The quartet is in five movements played without pause. Its most important landmark, and primary building block, is a four-note theme built on an abbreviation of the composer's name, DSCH, which becomes D-E-flat-C-B in German nomenclature. Shostakovich had used it as a theme previously, notably in his Tenth Symphony. The quartet begins by introducing this four-note motif fugally. It is followed by a theme (in the first violin and viola) from the introduction of his First Symphony, the work that first brought him to national prominence. The two themes are part of a loose rondo-like structure that also includes a descending theme in the first violin that refers to his Fifth Symphony, the work that restored him to favor in 1937 after official attacks had endangered his career, if not his life.
The elegiac mood of the first movement is shattered by the following Allegro molto, a Blitzkrieg out of which several versions of the DSCH theme, in varying note lengths, emerge. At a climactic moment in mid-movement, the violins wail out a theme from Shostakovich's Second Piano Trio, which was written in 1944. In a less controversial portion of Testimony that may express much of his artistic creed, Shostakovich called this a “Jewish” theme, saying: “Jewish folk music has made a most powerful impression on me… it can appear to be happy while it is tragic. It's almost always laughter through tears. This quality… is close to my ideas of what music should be. There should always be two layers in music. Jews were tormented so long that they learned to hide their despair. They express despair in dance music.”
The third movement is a spooky little waltz-rondo in G minor or major — the violin's melody (the DSCH motif) continually sounds a B-natural (the distinguishing note in a G-major scale) against the B-flat (which distinguishes the G-minor scale) in the viola's accompaniment. This feeling of knowing that there is a key but not knowing what it is, far more unsettling than being in no key at all, is a hallmark of Shostakovich's style. The third section of the rondo goes into duple time and introduces the march-like principal theme of the First Cello Concerto, composed the previous year.

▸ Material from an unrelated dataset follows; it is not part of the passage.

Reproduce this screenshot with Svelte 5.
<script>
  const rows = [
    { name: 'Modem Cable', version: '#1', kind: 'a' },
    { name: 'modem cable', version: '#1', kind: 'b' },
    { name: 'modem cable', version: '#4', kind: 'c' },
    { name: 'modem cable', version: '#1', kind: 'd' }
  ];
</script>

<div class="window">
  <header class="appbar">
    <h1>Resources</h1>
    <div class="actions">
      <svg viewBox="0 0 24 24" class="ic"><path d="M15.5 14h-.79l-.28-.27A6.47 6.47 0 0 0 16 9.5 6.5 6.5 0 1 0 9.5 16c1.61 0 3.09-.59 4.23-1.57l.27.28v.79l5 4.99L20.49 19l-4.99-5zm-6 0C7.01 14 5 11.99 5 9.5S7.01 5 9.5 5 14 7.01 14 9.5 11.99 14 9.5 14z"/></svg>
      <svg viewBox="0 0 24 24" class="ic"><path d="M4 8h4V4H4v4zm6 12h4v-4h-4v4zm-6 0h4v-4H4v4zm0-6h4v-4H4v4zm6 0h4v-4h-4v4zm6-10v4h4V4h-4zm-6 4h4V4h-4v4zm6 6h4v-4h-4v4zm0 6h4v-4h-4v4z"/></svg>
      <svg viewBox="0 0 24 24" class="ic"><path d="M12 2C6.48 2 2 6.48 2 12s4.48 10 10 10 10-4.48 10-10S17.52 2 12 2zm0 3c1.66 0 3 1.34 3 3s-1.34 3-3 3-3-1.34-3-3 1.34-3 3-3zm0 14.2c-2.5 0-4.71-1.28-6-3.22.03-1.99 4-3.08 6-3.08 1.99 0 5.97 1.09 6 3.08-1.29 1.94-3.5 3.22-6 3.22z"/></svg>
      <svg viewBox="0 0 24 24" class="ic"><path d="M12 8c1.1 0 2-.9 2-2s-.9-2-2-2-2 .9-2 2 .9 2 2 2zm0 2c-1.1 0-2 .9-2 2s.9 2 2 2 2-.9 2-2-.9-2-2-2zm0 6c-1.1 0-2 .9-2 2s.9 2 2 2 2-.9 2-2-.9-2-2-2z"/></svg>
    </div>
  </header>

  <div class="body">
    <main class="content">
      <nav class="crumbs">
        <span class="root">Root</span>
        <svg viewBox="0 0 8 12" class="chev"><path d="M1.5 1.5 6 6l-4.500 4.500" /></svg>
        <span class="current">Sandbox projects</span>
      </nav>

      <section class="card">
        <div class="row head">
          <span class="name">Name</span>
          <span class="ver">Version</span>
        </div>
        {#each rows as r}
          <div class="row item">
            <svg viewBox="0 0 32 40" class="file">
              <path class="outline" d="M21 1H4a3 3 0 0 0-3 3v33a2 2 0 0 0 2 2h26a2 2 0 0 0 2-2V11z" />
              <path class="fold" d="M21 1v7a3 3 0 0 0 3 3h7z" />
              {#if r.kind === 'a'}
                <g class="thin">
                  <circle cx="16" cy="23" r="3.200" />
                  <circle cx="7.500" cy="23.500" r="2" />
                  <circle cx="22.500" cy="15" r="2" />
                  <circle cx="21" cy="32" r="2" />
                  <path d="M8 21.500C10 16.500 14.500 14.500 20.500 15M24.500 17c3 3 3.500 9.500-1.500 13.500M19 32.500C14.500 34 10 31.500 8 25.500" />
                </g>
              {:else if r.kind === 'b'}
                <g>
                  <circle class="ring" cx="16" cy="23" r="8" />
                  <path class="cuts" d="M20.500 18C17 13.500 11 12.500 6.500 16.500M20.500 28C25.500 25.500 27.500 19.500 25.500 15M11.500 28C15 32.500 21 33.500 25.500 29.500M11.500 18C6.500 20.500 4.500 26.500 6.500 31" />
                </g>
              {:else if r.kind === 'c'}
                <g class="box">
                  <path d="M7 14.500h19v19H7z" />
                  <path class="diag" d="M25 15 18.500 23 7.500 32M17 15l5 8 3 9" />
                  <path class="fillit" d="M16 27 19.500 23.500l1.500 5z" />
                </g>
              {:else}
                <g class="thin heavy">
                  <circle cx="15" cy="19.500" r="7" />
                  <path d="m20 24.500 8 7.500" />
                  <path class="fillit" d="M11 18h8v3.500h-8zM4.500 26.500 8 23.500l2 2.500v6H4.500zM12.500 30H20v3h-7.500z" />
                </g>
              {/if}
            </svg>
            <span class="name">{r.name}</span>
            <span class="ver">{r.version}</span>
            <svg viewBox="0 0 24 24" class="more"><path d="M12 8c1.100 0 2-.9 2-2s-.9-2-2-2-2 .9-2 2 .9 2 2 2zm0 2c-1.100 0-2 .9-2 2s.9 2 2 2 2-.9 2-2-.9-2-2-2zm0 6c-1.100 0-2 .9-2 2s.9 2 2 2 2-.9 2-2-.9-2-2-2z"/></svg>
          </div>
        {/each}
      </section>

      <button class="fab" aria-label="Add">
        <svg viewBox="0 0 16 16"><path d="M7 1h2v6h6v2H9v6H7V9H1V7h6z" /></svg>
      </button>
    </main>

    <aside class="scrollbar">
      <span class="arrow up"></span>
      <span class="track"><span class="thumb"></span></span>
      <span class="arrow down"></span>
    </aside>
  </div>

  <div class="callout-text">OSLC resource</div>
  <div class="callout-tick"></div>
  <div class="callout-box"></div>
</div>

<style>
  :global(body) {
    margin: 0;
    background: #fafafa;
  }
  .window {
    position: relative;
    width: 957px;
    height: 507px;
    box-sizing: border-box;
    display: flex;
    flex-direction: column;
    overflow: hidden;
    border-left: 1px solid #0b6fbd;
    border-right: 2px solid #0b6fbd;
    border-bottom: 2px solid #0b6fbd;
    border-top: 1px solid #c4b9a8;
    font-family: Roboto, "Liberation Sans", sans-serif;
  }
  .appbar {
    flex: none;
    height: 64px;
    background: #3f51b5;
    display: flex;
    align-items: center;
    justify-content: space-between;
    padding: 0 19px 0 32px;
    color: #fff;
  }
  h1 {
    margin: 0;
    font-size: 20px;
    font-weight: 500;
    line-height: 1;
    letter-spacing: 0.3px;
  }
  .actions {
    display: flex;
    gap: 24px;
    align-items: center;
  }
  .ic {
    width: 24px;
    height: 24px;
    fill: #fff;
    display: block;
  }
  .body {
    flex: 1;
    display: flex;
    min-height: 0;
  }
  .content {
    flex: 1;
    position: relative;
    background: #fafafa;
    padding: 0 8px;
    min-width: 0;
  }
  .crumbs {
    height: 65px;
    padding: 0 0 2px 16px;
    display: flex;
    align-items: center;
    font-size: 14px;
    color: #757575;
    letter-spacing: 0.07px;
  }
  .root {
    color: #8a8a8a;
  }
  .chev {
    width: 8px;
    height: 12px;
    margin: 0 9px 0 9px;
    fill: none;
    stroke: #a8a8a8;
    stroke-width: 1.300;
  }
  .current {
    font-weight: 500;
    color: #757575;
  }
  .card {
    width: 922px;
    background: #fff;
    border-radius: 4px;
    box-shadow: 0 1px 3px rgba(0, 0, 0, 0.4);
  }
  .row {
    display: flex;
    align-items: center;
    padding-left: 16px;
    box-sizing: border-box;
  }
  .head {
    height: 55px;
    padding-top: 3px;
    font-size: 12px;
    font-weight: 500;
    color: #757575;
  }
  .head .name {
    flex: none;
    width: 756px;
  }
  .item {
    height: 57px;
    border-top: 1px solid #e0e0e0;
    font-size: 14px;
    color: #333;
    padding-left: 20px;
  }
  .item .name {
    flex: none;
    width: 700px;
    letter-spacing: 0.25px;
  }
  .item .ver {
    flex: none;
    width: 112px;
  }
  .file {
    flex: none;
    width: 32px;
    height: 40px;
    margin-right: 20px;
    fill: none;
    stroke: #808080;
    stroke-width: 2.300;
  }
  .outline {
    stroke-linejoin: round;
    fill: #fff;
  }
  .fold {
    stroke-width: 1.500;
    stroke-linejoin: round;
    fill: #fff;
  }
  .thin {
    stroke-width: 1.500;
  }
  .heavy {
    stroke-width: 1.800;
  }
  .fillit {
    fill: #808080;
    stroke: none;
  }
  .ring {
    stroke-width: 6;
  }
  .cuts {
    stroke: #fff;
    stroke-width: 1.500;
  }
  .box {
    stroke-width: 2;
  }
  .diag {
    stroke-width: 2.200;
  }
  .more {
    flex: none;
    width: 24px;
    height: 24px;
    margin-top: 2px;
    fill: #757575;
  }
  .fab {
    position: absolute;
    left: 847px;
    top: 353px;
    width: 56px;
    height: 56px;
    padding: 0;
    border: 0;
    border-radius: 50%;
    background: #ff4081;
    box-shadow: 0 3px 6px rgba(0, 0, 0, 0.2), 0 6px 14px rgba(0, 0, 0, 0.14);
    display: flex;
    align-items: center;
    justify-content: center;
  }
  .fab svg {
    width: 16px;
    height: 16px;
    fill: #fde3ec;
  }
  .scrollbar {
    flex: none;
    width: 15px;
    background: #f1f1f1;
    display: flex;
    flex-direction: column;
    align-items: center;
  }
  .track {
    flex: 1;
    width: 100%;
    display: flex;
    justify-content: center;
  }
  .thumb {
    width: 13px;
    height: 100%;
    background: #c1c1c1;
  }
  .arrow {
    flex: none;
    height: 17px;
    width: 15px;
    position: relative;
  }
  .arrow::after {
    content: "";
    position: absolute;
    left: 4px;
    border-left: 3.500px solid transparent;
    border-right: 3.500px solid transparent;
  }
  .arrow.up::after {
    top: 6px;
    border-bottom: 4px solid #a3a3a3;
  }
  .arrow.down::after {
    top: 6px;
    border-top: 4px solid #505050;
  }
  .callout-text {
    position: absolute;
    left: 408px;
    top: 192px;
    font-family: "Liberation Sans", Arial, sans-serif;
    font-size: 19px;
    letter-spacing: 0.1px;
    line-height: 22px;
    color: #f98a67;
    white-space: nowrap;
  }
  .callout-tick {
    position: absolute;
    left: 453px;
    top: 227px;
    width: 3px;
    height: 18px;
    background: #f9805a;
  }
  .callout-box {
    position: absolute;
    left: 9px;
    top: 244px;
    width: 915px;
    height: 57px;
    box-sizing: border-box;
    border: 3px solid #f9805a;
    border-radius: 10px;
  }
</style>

The movement dies away in a recapitulation of its themes, with the cello concerto's five-note motif and three-note martial accompaniment heard last. The first violin, left alone for a few bars, elongates it, at which point the other instruments begin the fourth movement by transforming the three-note accompaniment into an ominous banging that interrupts equally ominous soundings of a new theme. It has been suggested that the banging represents gunfire, and the pianissimo droning of the first violin represents distant aircraft. That droning becomes the first four notes of the Dies irae from the Catholic requiem mass (not coincidentally, these are the DSCH notes in a different order), followed immediately by the lower three instruments sounding a Russian funeral anthem (“Tormented by the weight of bondage, you glorify death with honor”). The banging transformation of the cello concerto theme comes again; then the violins, over droning low Cs in the cello and viola, play a Russian revolutionary song (“Languishing in prison”). This is followed by a melody, in the cello's upper range, of an aria in Shostakovich's opera Lady Macbeth of Mtsensk (this work was the immediate trigger for the first official criticism of Shostakovich, which turned out to be the first of many state crackdowns on artists). After a last fateful banging of the cello concerto themes, the first violin sounds the Dies irae beginning again, turns it into the DSCH theme, out of which is built the fugal elegy that is the fifth movement. — Howard Posner
Giacomo Puccini: Crisantemi
On February 6, 1890, Puccini wrote to his brother Michele (who had settled in the far-off little city of Jujuy in the Andes) that he had composed a work for string quartet in just one night and dedicated it to the memory of Prince Amadeo di Savoia, Duca d’Aosta and King of Spain, who had died on January 18. Puccini called it Crisantemi because in Italy chrysanthemums are associated with funereal ceremonies and events. (Michele, always interested in his brother’s music, made piano versions of it both for two and four-hands from a copy his brother had sent.)
The February 6 letter also mentions a successful—probably the first—performance of the work at the Milan Conservatory by the Campanari Quartet and another performance by the same musicians in Brescia. Though the piece is now performed by quartets or string ensembles looking for an interesting addition to their standard repertoire, Crisantemi is most often heard in Puccini’s reworking of it for some of the most poignant moments in Acts III and IV of his opera Manon Lescaut. The short melancholy quartet follows da capo form—A-B-A, where A is an exact repeat of the opening section. The “A” theme is used for the opening of Manon Lescaut’s final act, and the “B” theme for the orchestral passage accompanying Des Grieux as he addresses Manon through her prison window in Act III.